Global News did find out that while in lock-up Jimenez made a desperate call to Trejo’s friend.

“She said basically I can’t go back [to Mexico], I’d rather be dead,” Trejo said.

While in the hospital Trejo spoke with Jimenez’ sister, who flew in from Mexico, and told her that Jimenez’s life was threatened back at home. When seeking confirmation from the Immigration Refugee Board of this threat in Mexico, the board said it couldn’t comment due to privacy issues.

According to Trejo, Jimenez’s sister, Marta, did not get any support from the Mexican consulate. Describing the experience as “terrible”, Marta told Trejo the consulate did not help to make any arrangements for her to get to Vancouver and even questioned her on why she was bothering to go “when we can just unplug her here and save the expense.”

When the Mexican consulate was contacted for comment regarding Jimenez’s death and arrangements for her sister, Global News received this written response:

“As in all cases involving Mexicans abroad, the Government of Mexico, through the Consulate General of Mexico in Vancouver, provided consular protection services to Lucia Vega Jimenez, a Mexican national.

The Consulate General also facilitated contact with her family and arranged for her remains to be returned to Mexico.

The Government of Mexico deeply regrets the death of Lucia Vega and has expressed its condolences to her family.

The Consulate General will be attentive to the results of the inquest by Canadian Authorities in this case.

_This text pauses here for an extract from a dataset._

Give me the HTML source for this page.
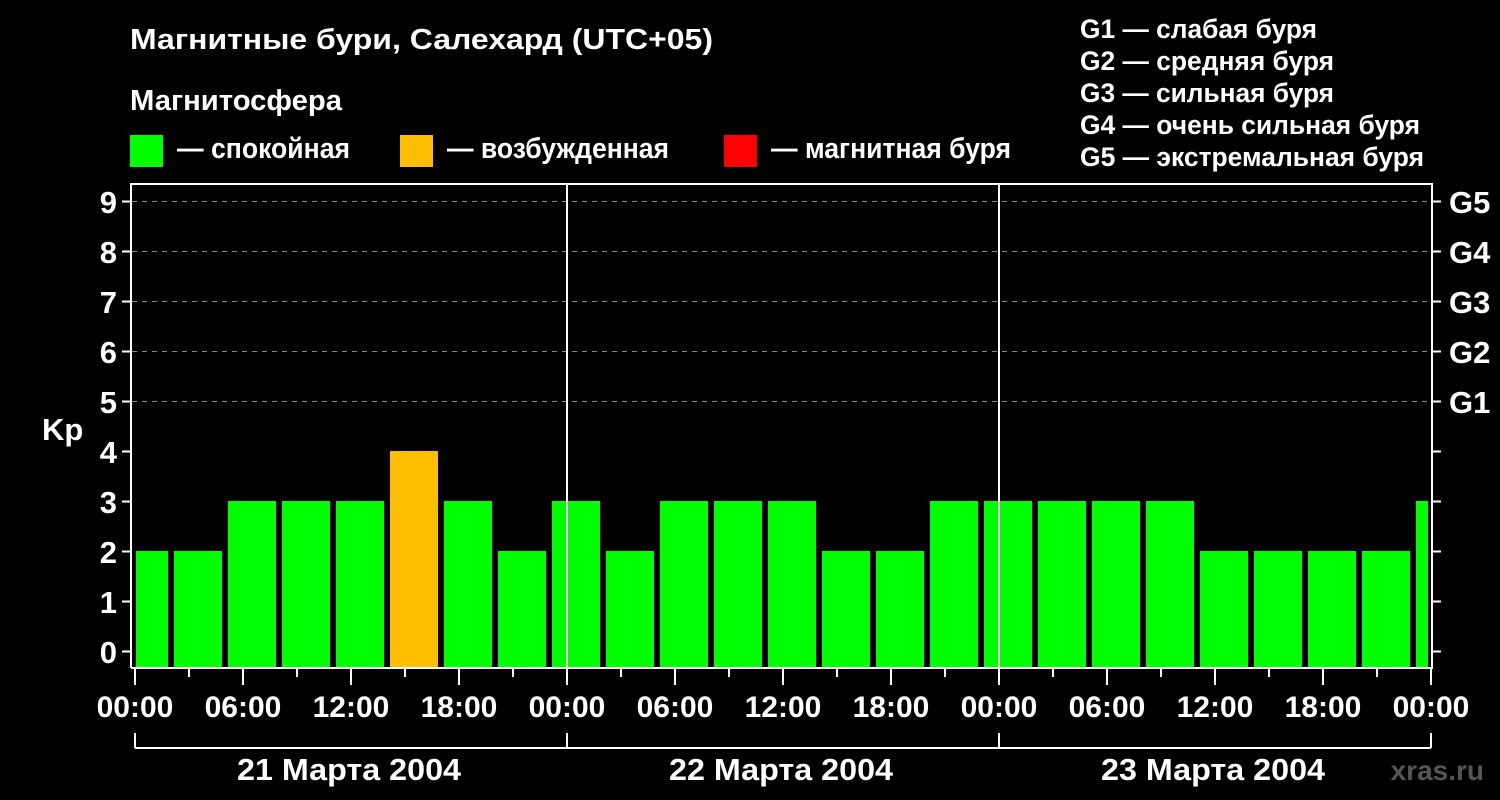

The CBSA is not in a position to release further information while the B.C. Coroners Service investigation is ongoing.”

Trejo said she will continue to fight for Jimenez and push for a public inquiry.

“She might have not followed whatever procedure there is when you come here. But I don’t think that made her a criminal, it didn’t make her a bad person. I think people need to get some sort of answers. We don’t want this to happen to anyone else.”

This morning a petition was launched to the Minister of Public Safety Steven Blaney, the CBSA, and BC Coroners Service to have a full inquiry and investigation into the death of Jimenez while under CBSA custody.

The petition also calls for independent civilian oversight and a comprehensive review of migrant detention policies.